Mumbai: Higher food prices and growing input costs are edging out packaged consumer goods from family budgets, leading to slower volume growth for the segment, a decline that industry experts say could continue.
A Mint analysis of 42 listed consumer goods companies for the December quarter showed that revenue growth slowed to 12.25% over the same period in the previous fiscal, when it grew 18.25%.
Of the firms analysed, at least 22 saw a decline in revenue growth for the December quarter and one-third saw a decline in net profits, compared with the year-ago period. The firms included Britannia Industries Ltd, Dabur India Ltd, Marico Ltd and Tata Tea Ltd.
Photo: Indranil Bhoumik / Mint
Amita Shetye, director, client solutions, at market research firm Nielsen Co., said volumes for products such as biscuits, soaps, washing powders, detergent bars, hair oils and shampoos in the December quarter also fell on a sequential basis.
Being largely volume-driven, the consumer goods industry is facing pressure from a growing share of food in family budgets. Food typically accounts for 40% of a household’s budget, and with food inflation at 17.4%, consumer goods firms are worried.

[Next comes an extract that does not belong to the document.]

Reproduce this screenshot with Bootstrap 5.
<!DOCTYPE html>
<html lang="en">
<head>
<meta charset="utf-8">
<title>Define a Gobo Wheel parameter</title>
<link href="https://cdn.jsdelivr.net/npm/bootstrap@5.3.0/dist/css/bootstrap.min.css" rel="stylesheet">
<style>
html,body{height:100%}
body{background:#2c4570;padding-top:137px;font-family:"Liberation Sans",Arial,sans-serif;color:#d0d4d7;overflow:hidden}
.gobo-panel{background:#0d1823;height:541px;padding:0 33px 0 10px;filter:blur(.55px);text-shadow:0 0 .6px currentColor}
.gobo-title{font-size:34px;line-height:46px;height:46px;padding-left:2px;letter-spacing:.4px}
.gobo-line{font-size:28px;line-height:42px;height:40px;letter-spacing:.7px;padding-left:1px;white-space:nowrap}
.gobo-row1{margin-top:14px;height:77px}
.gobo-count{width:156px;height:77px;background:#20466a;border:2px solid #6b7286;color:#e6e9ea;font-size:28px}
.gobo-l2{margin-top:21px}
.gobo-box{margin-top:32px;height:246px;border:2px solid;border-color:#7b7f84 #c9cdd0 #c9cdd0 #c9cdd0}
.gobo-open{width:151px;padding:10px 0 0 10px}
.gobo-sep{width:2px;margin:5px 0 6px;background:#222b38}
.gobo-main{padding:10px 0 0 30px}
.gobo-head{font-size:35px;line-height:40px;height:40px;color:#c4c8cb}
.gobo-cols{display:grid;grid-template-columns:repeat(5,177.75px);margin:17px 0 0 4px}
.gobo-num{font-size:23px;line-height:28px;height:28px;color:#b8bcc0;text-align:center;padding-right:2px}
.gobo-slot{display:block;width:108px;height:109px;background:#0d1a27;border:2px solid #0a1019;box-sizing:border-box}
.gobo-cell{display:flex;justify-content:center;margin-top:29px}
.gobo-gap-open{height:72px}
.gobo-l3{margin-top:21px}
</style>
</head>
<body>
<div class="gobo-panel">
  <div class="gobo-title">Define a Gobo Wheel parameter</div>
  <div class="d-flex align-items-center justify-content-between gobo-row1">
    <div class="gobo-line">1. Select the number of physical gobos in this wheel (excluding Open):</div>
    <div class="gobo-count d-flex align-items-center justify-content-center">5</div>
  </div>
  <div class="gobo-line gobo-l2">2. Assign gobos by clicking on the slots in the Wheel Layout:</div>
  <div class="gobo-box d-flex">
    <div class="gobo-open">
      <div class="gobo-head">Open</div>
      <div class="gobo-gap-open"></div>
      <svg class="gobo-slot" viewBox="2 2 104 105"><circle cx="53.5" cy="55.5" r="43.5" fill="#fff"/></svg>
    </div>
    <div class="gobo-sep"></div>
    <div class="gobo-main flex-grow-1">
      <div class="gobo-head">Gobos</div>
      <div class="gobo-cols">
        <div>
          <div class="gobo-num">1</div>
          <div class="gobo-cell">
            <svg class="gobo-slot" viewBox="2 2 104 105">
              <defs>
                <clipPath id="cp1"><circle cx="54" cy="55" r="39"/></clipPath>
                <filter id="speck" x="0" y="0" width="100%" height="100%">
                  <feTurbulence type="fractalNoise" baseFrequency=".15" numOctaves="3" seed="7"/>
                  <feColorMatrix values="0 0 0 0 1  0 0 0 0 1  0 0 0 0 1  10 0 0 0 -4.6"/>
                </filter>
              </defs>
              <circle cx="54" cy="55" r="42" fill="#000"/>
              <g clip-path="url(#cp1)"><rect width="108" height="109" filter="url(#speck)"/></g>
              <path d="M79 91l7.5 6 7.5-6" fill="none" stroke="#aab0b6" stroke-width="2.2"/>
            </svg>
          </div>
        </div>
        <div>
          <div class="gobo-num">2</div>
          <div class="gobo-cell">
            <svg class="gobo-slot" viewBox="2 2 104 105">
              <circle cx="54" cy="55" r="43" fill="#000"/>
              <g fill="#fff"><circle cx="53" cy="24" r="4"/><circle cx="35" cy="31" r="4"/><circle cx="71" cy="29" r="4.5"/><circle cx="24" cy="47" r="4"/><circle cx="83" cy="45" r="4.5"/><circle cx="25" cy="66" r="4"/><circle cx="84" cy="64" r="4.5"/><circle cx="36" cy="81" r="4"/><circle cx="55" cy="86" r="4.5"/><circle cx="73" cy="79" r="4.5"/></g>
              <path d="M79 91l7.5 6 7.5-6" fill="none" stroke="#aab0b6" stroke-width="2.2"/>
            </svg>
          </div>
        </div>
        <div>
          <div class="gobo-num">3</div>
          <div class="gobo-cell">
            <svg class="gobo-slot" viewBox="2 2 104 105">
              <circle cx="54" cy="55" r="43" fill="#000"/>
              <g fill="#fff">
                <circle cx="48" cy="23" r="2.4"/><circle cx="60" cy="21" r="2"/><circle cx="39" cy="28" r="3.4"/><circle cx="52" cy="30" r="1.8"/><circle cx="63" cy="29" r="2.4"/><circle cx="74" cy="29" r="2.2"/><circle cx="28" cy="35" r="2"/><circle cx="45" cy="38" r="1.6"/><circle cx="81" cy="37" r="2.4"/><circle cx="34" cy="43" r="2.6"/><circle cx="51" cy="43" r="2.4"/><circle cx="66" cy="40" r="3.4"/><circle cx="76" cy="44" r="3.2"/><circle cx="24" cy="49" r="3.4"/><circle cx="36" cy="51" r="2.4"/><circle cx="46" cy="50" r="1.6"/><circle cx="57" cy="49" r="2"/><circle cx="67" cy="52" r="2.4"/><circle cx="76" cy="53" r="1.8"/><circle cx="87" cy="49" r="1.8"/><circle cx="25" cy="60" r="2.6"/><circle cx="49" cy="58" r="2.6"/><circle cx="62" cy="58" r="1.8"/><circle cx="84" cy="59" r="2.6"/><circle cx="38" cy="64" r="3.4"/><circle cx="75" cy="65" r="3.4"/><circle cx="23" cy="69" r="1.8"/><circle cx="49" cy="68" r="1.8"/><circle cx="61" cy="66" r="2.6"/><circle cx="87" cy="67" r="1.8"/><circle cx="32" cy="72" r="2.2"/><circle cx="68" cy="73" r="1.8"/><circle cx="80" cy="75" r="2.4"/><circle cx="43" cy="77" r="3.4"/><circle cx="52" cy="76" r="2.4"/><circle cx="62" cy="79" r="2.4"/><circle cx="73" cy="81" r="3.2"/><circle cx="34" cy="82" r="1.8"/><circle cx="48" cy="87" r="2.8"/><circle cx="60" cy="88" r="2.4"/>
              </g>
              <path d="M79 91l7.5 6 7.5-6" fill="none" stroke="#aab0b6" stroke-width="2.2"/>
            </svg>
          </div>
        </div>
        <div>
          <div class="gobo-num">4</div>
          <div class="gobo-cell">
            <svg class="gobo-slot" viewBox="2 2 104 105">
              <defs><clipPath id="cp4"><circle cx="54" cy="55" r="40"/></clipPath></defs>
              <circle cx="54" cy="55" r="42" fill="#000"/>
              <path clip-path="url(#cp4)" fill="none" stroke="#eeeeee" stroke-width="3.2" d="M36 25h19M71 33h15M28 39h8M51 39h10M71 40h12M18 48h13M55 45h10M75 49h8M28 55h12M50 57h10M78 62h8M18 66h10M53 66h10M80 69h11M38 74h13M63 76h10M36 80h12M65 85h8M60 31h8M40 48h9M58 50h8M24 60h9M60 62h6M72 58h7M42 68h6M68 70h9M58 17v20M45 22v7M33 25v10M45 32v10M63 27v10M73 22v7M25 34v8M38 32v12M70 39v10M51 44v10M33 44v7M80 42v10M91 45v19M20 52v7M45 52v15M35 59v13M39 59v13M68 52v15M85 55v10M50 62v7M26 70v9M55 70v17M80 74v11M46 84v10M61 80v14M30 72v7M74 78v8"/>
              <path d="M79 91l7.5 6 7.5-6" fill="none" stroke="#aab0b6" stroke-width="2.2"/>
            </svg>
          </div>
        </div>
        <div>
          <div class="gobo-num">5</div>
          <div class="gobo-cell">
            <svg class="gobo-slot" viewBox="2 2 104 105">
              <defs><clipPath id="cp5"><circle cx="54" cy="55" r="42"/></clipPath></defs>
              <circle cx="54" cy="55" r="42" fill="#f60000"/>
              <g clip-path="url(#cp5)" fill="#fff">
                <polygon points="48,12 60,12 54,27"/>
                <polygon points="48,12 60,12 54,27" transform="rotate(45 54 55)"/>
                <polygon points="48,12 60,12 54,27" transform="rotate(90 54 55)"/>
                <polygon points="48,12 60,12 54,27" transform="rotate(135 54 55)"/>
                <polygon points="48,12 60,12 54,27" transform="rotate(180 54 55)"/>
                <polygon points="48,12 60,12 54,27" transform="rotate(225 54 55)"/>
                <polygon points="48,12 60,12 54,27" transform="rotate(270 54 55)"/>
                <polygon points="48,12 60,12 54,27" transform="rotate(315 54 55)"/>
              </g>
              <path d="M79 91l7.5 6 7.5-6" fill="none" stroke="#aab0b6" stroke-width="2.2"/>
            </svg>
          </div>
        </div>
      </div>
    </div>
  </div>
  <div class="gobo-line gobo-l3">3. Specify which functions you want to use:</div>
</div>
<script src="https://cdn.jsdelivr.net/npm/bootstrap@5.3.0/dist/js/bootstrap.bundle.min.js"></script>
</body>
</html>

“We are wary about FMCG (fast moving consumer goods) volume growth in general, given the fairly high base effect of the last two years, and the fact that food price inflation is crowding out spends on FMCG at the lower end of the consumer strata,” Jamshed Dadabhoy and Aditya Mathur, analysts at Citigroup Global Markets India Pvt. Ltd, wrote in a recent report on Hindustan Unilever Ltd (HUL).

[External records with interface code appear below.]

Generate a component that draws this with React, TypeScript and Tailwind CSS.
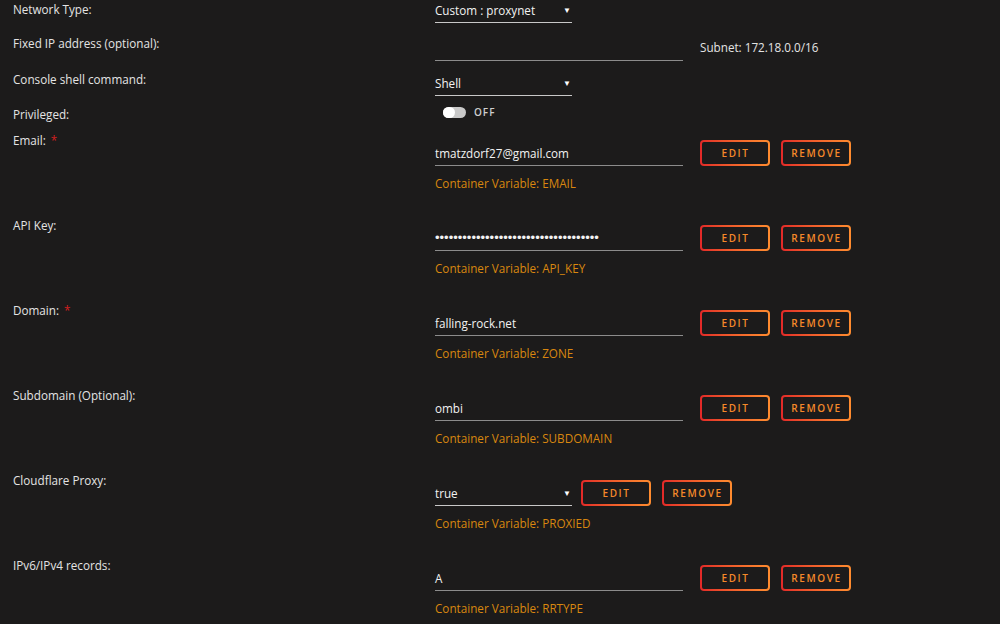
import React from 'react';

const font = { fontFamily: '"Open Sans", "Liberation Sans", sans-serif' };

function ActionButton({ children }: { children: React.ReactNode }) {
    return (
        <div className="w-[70px] h-[26px] rounded-[4px] p-[2px] bg-gradient-to-r from-[#e22828] to-[#ff8c2f]">
            <div className="w-full h-full rounded-[2px] bg-[#1c1b1b] flex items-center justify-center text-[10px] font-semibold tracking-[1.6px] text-[#f5892a] pl-[1px]">
                {children}
            </div>
        </div>
    );
}

function Label({ text, required }: { text: string; required?: boolean }) {
    return (
        <div className="w-[435px] shrink-0 pl-[13px] leading-[18px] text-[#e4e4e4]">
            {text}
            {required && <span className="text-[#d41f1f] ml-[5px]">*</span>}
        </div>
    );
}

function TextField({ value, dots }: { value: string; dots?: boolean }) {
    return (
        <div className="w-[248px] h-[26px] border-b border-[#8c8c8c] pt-[4px] leading-[18px] text-[#f2f2f2]" style={dots ? { fontFamily: '"Liberation Sans", sans-serif', fontSize: '13px' } : undefined}>
            {value}
        </div>
    );
}

function SelectField({ value }: { value: string }) {
    return (
        <div className="w-[137px] h-[26px] border-b border-[#c8c8c8] pt-[4px] leading-[18px] text-[#f2f2f2] flex justify-between pr-[1px]">
            <span>{value}</span>
            <span className="text-[8px] leading-[18px] text-white">▼</span>
        </div>
    );
}

interface VarRow {
    label: string;
    required?: boolean;
    value: string;
    variable: string;
    select?: boolean;
    dots?: boolean;
}

const rows: VarRow[] = [
    { label: 'Email:', required: true, value: 'tmatzdorf27@gmail.com', variable: 'EMAIL' },
    { label: 'API Key:', value: '•'.repeat(36), variable: 'API_KEY', dots: true },
    { label: 'Domain:', required: true, value: 'falling-rock.net', variable: 'ZONE' },
    { label: 'Subdomain (Optional):', value: 'ombi', variable: 'SUBDOMAIN' },
    { label: 'Cloudflare Proxy:', value: 'true', variable: 'PROXIED', select: true },
    { label: 'IPv6/IPv4 records:', value: 'A', variable: 'RRTYPE' },
];

export default function App() {
    return (
        <div className="w-[1000px] h-[624px] overflow-hidden bg-[#1c1b1b] text-[11.7px]" style={font}>
            {/* Network Type */}
            <div className="flex h-[34px]">
                <Label text="Network Type:" />
                <div className="-mt-[3px]">
                    <SelectField value="Custom : proxynet" />
                </div>
            </div>

            {/* Fixed IP */}
            <div className="flex h-[36px]">
                <Label text="Fixed IP address (optional):" />
                <div className="w-[248px] h-[27px] border-b border-[#8c8c8c]" />
                <div className="ml-[17px] pt-[4px] leading-[18px] text-[#e4e4e4]">Subnet: 172.18.0.0/16</div>
            </div>

            {/* Console shell */}
            <div className="flex h-[35px]">
                <Label text="Console shell command:" />
                <SelectField value="Shell" />
            </div>

            {/* Privileged */}
            <div className="flex h-[26px]">
                <Label text="Privileged:" />
                <div className="flex items-center h-[14px] pl-[8px]">
                    <div className="w-[23px] h-[11px] rounded-full bg-[#c9c9c9] relative">
                        <div className="absolute left-0 top-0 w-[12px] h-[11px] rounded-full bg-white" />
                    </div>
                    <span className="ml-[8px] text-[10px] font-semibold tracking-[1px] text-[#cfcfcf]">OFF</span>
                </div>
            </div>

            {rows.map((r) => (
                <div key={r.variable} className="flex h-[85px]">
                    <Label text={r.label} required={r.required} />
                    <div className="flex flex-col pt-[9px]">
                        <div className="flex items-start">
                            {r.select ? (
                                <>
                                    <SelectField value={r.value} />
                                    <div className="ml-[9px]"><ActionButton>EDIT</ActionButton></div>
                                </>
                            ) : (
                                <>
                                    <TextField value={r.value} dots={r.dots} />
                                    <div className="ml-[17px]"><ActionButton>EDIT</ActionButton></div>
                                </>
                            )}
                            <div className="ml-[11px]"><ActionButton>REMOVE</ActionButton></div>
                        </div>
                        <div className="mt-[8px] leading-[18px] text-[#d9870f]">Container Variable: {r.variable}</div>
                    </div>
                </div>
            ))}
        </div>
    );
}
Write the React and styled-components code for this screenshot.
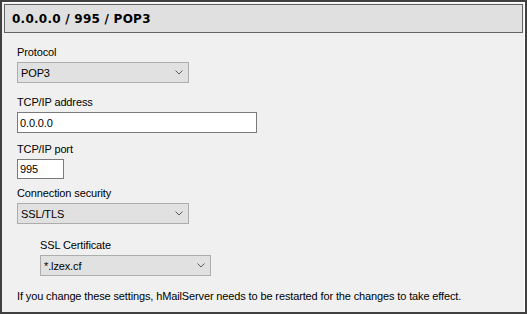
import React from "react"
import styled, { createGlobalStyle } from "styled-components"

const GlobalStyle = createGlobalStyle`
  html, body {
    margin: 0;
    padding: 0;
    background: #f0f0f0;
  }
  body {
    font-family: "Liberation Sans", Arial, sans-serif;
    font-size: 11px;
    letter-spacing: -0.13px;
    color: #000;
  }
`

const Panel = styled.div`
  box-sizing: border-box;
  width: 527px;
  height: 314px;
  border: 2px solid #404040;
  background: #f0f0f0;
  display: flex;
`

const Inner = styled.div`
  flex: 1;
  display: flex;
  flex-direction: column;
  border-top: 1px solid #ffffff;
  border-right: 1px solid #ffffff;
`

const Header = styled.div`
  box-sizing: border-box;
  height: 29px;
  margin: 1px 1px 0 2px;
  border: 1px solid #646464;
  background: #e0e0e0;
  display: flex;
  align-items: center;
  padding-left: 7px;
  font-family: "DejaVu Sans", Verdana, sans-serif;
  font-weight: bold;
  font-size: 12px;
  letter-spacing: 0.25px;
`

const Form = styled.div`
  display: flex;
  flex-direction: column;
  align-items: flex-start;
  padding-left: 15px;
`

const Field = styled.div`
  display: flex;
  flex-direction: column;
  align-items: flex-start;
  margin-top: ${p => p.$top}px;
  margin-left: ${p => p.$indent || 0}px;
`

const Label = styled.div`
  line-height: 13px;
  height: 13px;
  margin-bottom: 3px;
`

const SelectBox = styled.div`
  box-sizing: border-box;
  width: ${p => p.$width}px;
  height: 21px;
  border: 1px solid #adadad;
  background: #e1e1e1;
  display: flex;
  align-items: center;
  justify-content: space-between;
  padding: 0 5px 0 3px;
`

const TextBox = styled.div`
  box-sizing: border-box;
  width: ${p => p.$width}px;
  height: ${p => p.$height || 20}px;
  border: 1px solid #7a7a7a;
  background: #ffffff;
  display: flex;
  align-items: center;
  padding-left: 2px;
`

const Note = styled.div`
  margin-top: 14px;
  line-height: 13px;
`

const Chevron = () => (
  <svg width="8" height="5" viewBox="0 0 8 5">
    <polyline points="0.5,0.5 4,4 7.5,0.5" fill="none" stroke="#5a5a5a" strokeWidth="1" />
  </svg>
)

const Select = ({ width, value }) => (
  <SelectBox $width={width}>
    <span>{value}</span>
    <Chevron />
  </SelectBox>
)

const App = () => (
  <>
    <GlobalStyle />
    <Panel>
      <Inner>
        <Header>0.0.0.0 / 995 / POP3</Header>
        <Form>
          <Field $top={13}>
            <Label>Protocol</Label>
            <Select width={172} value="POP3" />
          </Field>
          <Field $top={13}>
            <Label>TCP/IP address</Label>
            <TextBox $width={240} $height={21}>0.0.0.0</TextBox>
          </Field>
          <Field $top={10}>
            <Label>TCP/IP port</Label>
            <TextBox $width={47}>995</TextBox>
          </Field>
          <Field $top={8}>
            <Label>Connection security</Label>
            <Select width={172} value="SSL/TLS" />
          </Field>
          <Field $top={15} $indent={23}>
            <Label>SSL Certificate</Label>
            <Select width={171} value="*.lzex.cf" />
          </Field>
          <Note>
            If you change these settings, hMailServer needs to be restarted for the changes to take effect.
          </Note>
        </Form>
      </Inner>
    </Panel>
  </>
)

export default App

Graphic: Yogesh Kumar / Mint
“The focus will remain on volume-led growth as long as companies can maintain their margins,” said Vanmala Nagwekar, a research analyst at India Infoline Ltd, a brokerage.
At an earnings press conference in Mumbai earlier this month, HUL chief financial offer R. Sridhar said the firm continues to grow, but added that the “pace of growth is clearly slower than (that in) the September quarter”.

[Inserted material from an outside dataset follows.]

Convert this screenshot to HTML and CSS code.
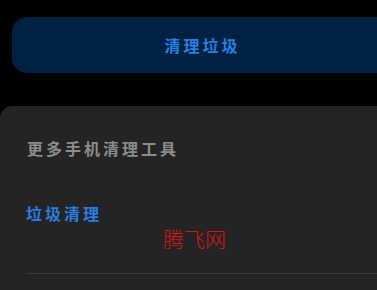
FILE: index.html
```html
<!DOCTYPE html>
<html lang="zh-CN">
<head>
  <meta charset="UTF-8">
  <title>清理垃圾</title>
  <link rel="stylesheet" href="styles.css">
</head>
<body>
  <div class="page">
    <div class="clean-btn">清理垃圾</div>
    <div class="card">
      <div class="card-title">更多手机清理工具</div>
      <div class="tool-item">
        <div class="tool-name">垃圾清理</div>
        <div class="mark">腾飞网</div>
      </div>
    </div>
  </div>
</body>
</html>
```

FILE: styles.css
```css
/*common*/
* {
  box-sizing: border-box;
  margin: 0;
  padding: 0;
}
html, body {
  background: #000;
}
body {
  font-family: "Noto Sans CJK SC", sans-serif;
}
.page {
  width: 377px;
  height: 290px;
  padding-top: 17px;
  overflow: hidden;
}
.clean-btn {
  margin: 0 -16px 0 12px;
  height: 56px;
  border-radius: 15px;
  background: #002242;
  color: #2a7ee0;
  font-size: 16px;
  font-weight: 700;
  letter-spacing: 3px;
  display: flex;
  align-items: center;
  justify-content: center;
}
.card {
  margin-top: 33px;
  height: 184px;
  background: #242424;
  border-top-left-radius: 12px;
  padding: 30px 0 0 27px;
}
.card-title {
  color: #8c8c8c;
  font-size: 16px;
  font-weight: 700;
  letter-spacing: 3px;
  line-height: 24px;
}
.tool-item {
  margin: 41px 0 0 -1px;
  height: 73px;
  border-bottom: 1px solid #3a3a3a;
}
.tool-name {
  color: #2a7ee0;
  font-size: 16px;
  font-weight: 700;
  letter-spacing: 3px;
  line-height: 24px;
}
.mark {
  margin-left: 137px;
  color: #d4141e;
  font-size: 21px;
  line-height: 26px;
  font-family: "Noto Sans CJK SC", sans-serif;
  font-weight: 300;
}
```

The volumes slowdown is despite the fact that most consumer goods firms have significantly increased their advertising and promotion budgets. For instance, such spending for the three months to December as a percentage of sales for HUL was 14%, a 66% increase over the quarter ending December 2008.
Dabur’s spending on advertising and promotions as a percentage of sales was 14% for the quarter ending December, a 44% increase over its spending in the year-ago quarter. The Delhi-based firm’s year-on-year revenue for the December quarter grew 19%, of which 14% came from growth in volumes.
Marico, which makes brands such as Saffola cooking oil and Parachute hair care coconut oil, registered a 12% volume growth in the December quarter over the same year-ago period, one-third of which came from consumer promotions.
However, consumer goods firm may find that promotions alone may no longer be enough to drive sales.
“We are seeing signs of media inflation coming back. Companies will now have to pay more to maintain their advertisement volumes or increase their A&P spends or reduce advertising as they look at a trade-off between margins and growing consumer franchise,” said Pritee Panchal, analyst, SBICAP Securities Ltd, who expects margins to get squeezed two-three quarters down the line.
“If compared to a year ago, commodity prices are still lower, giving companies some room for gross margins expansion. But if we look at the year to date (April to December), commodity prices have started hardening,” said Madan Sabnavis, chief economist at National Commodity and Derivatives Exchange Ltd.
“Most FMCG players have reported this quarter that there is a strong possibility of a sequential moderation in revenue growth trajectory, in categories like shampoos, soaps, detergents and hair oils,” Dadabhoy and Mathur of Citigroup wrote in their report.